A run of records:
<<<<

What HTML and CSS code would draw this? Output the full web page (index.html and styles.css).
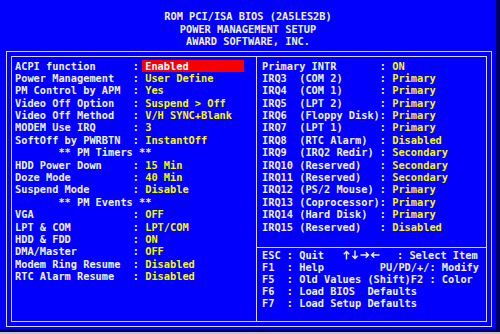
FILE: index.html
```html
<!DOCTYPE html>
<html lang="en">
<head>
  <meta charset="UTF-8" />
  <title>Power Management Setup</title>
  <link rel="stylesheet" href="styles.css">
</head>
<body>
<div class="screen">
  <div class="title">
    <div>ROM PCI/ISA BIOS (2A5LES2B)</div>
    <div>POWER MANAGEMENT SETUP</div>
    <div>AWARD SOFTWARE, INC.</div>
  </div>
  <div class="frame">
    <div class="inner">
      <div class="panel left">
        <div class="row"><span class="lbl">ACPI function</span>: <span class="val sel">Enabled</span></div>
        <div class="row"><span class="lbl">Power Management</span>: <span class="val">User Define</span></div>
        <div class="row"><span class="lbl">PM Control by APM</span>: <span class="val">Yes</span></div>
        <div class="row"><span class="lbl">Video Off Option</span>: <span class="val">Suspend &gt; Off</span></div>
        <div class="row"><span class="lbl">Video Off Method</span>: <span class="val">V/H SYNC+Blank</span></div>
        <div class="row"><span class="lbl">MODEM Use IRQ</span>: <span class="val">3</span></div>
        <div class="row"><span class="lbl">SoftOff by PWRBTN</span>: <span class="val">InstantOff</span></div>
        <div class="row head">** PM Timers **</div>
        <div class="row"><span class="lbl">HDD Power Down</span>: <span class="val">15 Min</span></div>
        <div class="row"><span class="lbl">Doze Mode</span>: <span class="val">40 Min</span></div>
        <div class="row"><span class="lbl">Suspend Mode</span>: <span class="val">Disable</span></div>
        <div class="row head">** PM Events **</div>
        <div class="row"><span class="lbl">VGA</span>: <span class="val">OFF</span></div>
        <div class="row"><span class="lbl">LPT &amp; COM</span>: <span class="val">LPT/COM</span></div>
        <div class="row"><span class="lbl">HDD &amp; FDD</span>: <span class="val">ON</span></div>
        <div class="row"><span class="lbl">DMA/Master</span>: <span class="val">OFF</span></div>
        <div class="row"><span class="lbl">Modem Ring Resume</span>: <span class="val">Disabled</span></div>
        <div class="row"><span class="lbl">RTC Alarm Resume</span>: <span class="val">Disabled</span></div>
      </div>
      <div class="panel right">
        <div class="irqs">
          <div class="row"><span class="lbl">Primary INTR</span>: <span class="val">ON</span></div>
          <div class="row"><span class="lbl">IRQ3  (COM 2)</span>: <span class="val">Primary</span></div>
          <div class="row"><span class="lbl">IRQ4  (COM 1)</span>: <span class="val">Primary</span></div>
          <div class="row"><span class="lbl">IRQ5  (LPT 2)</span>: <span class="val">Primary</span></div>
          <div class="row"><span class="lbl">IRQ6  (Floppy Disk)</span>: <span class="val">Primary</span></div>
          <div class="row"><span class="lbl">IRQ7  (LPT 1)</span>: <span class="val">Primary</span></div>
          <div class="row"><span class="lbl">IRQ8  (RTC Alarm)</span>: <span class="val">Disabled</span></div>
          <div class="row"><span class="lbl">IRQ9  (IRQ2 Redir)</span>: <span class="val">Secondary</span></div>
          <div class="row"><span class="lbl">IRQ10 (Reserved)</span>: <span class="val">Secondary</span></div>
          <div class="row"><span class="lbl">IRQ11 (Reserved)</span>: <span class="val">Secondary</span></div>
          <div class="row"><span class="lbl">IRQ12 (PS/2 Mouse)</span>: <span class="val">Primary</span></div>
          <div class="row"><span class="lbl">IRQ13 (Coprocessor)</span>: <span class="val">Primary</span></div>
          <div class="row"><span class="lbl">IRQ14 (Hard Disk)</span>: <span class="val">Primary</span></div>
          <div class="row"><span class="lbl">IRQ15 (Reserved)</span>: <span class="val">Disabled</span></div>
        </div>
        <div class="help">
          <div class="row">ESC : Quit   <svg class="arrows" width="37" height="10" viewBox="0 0 37 10"><g fill="none" stroke="#f0f0f0" stroke-width="1.4"><path d="M3.5 9.5V1.5M0.8 4.3L3.5 1.5L6.2 4.3"/><path d="M12 0.5V8.5M9.3 5.7L12 8.5L14.7 5.7"/><path d="M17.5 5H25.5M22.7 2.3L25.5 5L22.7 7.7"/><path d="M28.5 5H36.5M31.3 2.3L28.5 5L31.3 7.7"/></g></svg>  : Select Item</div>
          <div class="row">F1  : Help         PU/PD/+/: Modify</div>
          <div class="row">F5  : Old Values (Shift)F2 : Color</div>
          <div class="row">F6  : Load BIOS  Defaults</div>
          <div class="row">F7  : Load Setup Defaults</div>
        </div>
      </div>
    </div>
  </div>
</div>
</body>
</html>
```

FILE: styles.css
```css
body {
  margin: 0;
  background-color: #c4c4cc;
  font-family: "DejaVu Sans Mono", "Liberation Mono", monospace;
  font-weight: bold;
  font-size: 10.3px;
  color: #f0f0f0;
}

.screen {
  width: 496px;
  height: 329px;
  background-color: #0000fc;
  border-right: 4px solid #00005c;
  border-bottom: 3px solid #00005c;
}

.title {
  padding-top: 10px;
  text-align: center;
  line-height: 12.5px;
}

.frame {
  margin: 3.5px 0 0 6px;
  width: 486px;
  height: 276px;
  box-sizing: border-box;
  border: 1px solid #d8d8ff;
  padding: 4px;
}

.inner {
  height: 100%;
  box-sizing: border-box;
  border: 1px solid #d8d8ff;
  display: flex;
}

.panel {
  box-sizing: border-box;
}

.left {
  width: 245px;
  border-right: 1px solid #d8d8ff;
  padding: 2.5px 0 0 3px;
}

.right {
  flex: 1;
  display: flex;
  flex-direction: column;
}

.irqs {
  height: 191px;
  box-sizing: border-box;
  border-bottom: 1px solid #d8d8ff;
  padding: 2.5px 0 0 5px;
}

.help {
  padding: 0.5px 0 0 5px;
}

.row {
  line-height: 12.1px;
  height: 12.4px;
  white-space: pre;
}

.irqs .row,
.left .row {
  line-height: 12.4px;
}

.help .row {
  height: 12.1px;
}

.lbl {
  display: inline-block;
  width: 19ch;
}

.val {
  color: #f8f800;
}

.sel {
  display: inline-block;
  vertical-align: top;
  width: 16ch;
  margin-left: -0.5ch;
  padding-left: 0.5ch;
  background-color: #f80000;
  color: #ffffff;
}

.head {
  padding-left: 7ch;
}

.arrows {
  vertical-align: -1px;
  margin-right: 5px;
}
```
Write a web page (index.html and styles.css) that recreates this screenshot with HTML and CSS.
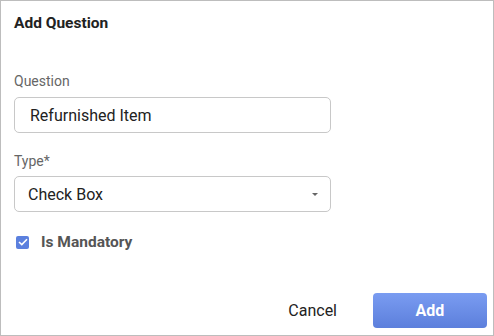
FILE: index.html
```html
<!DOCTYPE html>
<html lang="en">
<head>
  <meta charset="UTF-8" />
  <title>Add Question</title>
  <link rel="stylesheet" href="styles.css">
</head>
<body>

<div class="dialog">
  <h2 class="title">Add Question</h2>

  <label class="field-label">Question</label>
  <div class="input">Refurnished Item</div>

  <label class="field-label type-label">Type*</label>
  <div class="select">
    <span>Check Box</span>
    <span class="caret"></span>
  </div>

  <div class="check-row">
    <span class="checkbox">
      <svg width="10" height="8" viewBox="0 0 10 8"><path d="M1 4 L3.8 6.6 L9 1.2" fill="none" stroke="#fff" stroke-width="1.6"/></svg>
    </span>
    <span class="check-text">Is Mandatory</span>
  </div>

  <div class="actions">
    <button class="btn-cancel">Cancel</button>
    <button class="btn-add">Add</button>
  </div>
</div>

</body>
</html>
```

FILE: styles.css
```css
html, body {
  margin: 0;
  padding: 0;
  font-family: Roboto, "Liberation Sans", sans-serif;
  background: #fff;
  color: #222;
}

.dialog {
  box-sizing: border-box;
  width: 494px;
  height: 336px;
  border: 1px solid #bdbdbd;
  padding: 13px 6px 0 13px;
  display: flex;
  flex-direction: column;
}

.title {
  margin: 0;
  font-size: 15.5px;
  font-weight: 700;
  line-height: 18px;
  color: #222;
}

.field-label {
  margin-top: 40px;
  font-size: 14px;
  line-height: 18px;
  color: #666;
}

.type-label {
  margin-top: 19px;
}

.input, .select {
  box-sizing: border-box;
  width: 317px;
  height: 36px;
  margin-top: 7px;
  border: 1px solid #c8c8c8;
  border-radius: 5px;
  font-size: 16px;
  display: flex;
  align-items: center;
  color: #222;
}

.input {
  padding-left: 15px;
}

.select {
  margin-top: 6px;
  padding: 0 12px 0 13px;
  justify-content: space-between;
}

.caret {
  width: 0;
  height: 0;
  border-left: 3px solid transparent;
  border-right: 3px solid transparent;
  border-top: 3px solid #666;
}

.check-row {
  margin-top: 21px;
  display: flex;
  align-items: center;
  gap: 12px;
  padding-left: 2px;
}

.checkbox {
  width: 13px;
  height: 13px;
  background: #5b80de;
  border-radius: 2px;
  display: flex;
  align-items: center;
  justify-content: center;
}

.check-text {
  font-size: 15.5px;
  font-weight: 700;
  line-height: 18px;
  color: #555;
}

.actions {
  margin-top: auto;
  margin-bottom: 7px;
  display: flex;
  justify-content: flex-end;
  align-items: center;
  gap: 24px;
}

button {
  font-family: Roboto, "Liberation Sans", sans-serif;
  font-size: 16px;
  border: none;
  cursor: pointer;
}

.btn-cancel {
  background: none;
  color: #222;
  padding: 0 12px;
}

.btn-add {
  width: 114px;
  height: 35px;
  border-radius: 4px;
  background: linear-gradient(#7a9cf1, #5c7fdc);
  color: #fff;
  font-weight: 700;
}
```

>>>>

Lines from the records above that hold "this" are the ones to list.

◆ OUTPUT OF THE TASK ◆
What HTML and CSS code would draw this? Output the full web page (index.html and styles.css).
Write a web page (index.html and styles.css) that recreates this screenshot with HTML and CSS.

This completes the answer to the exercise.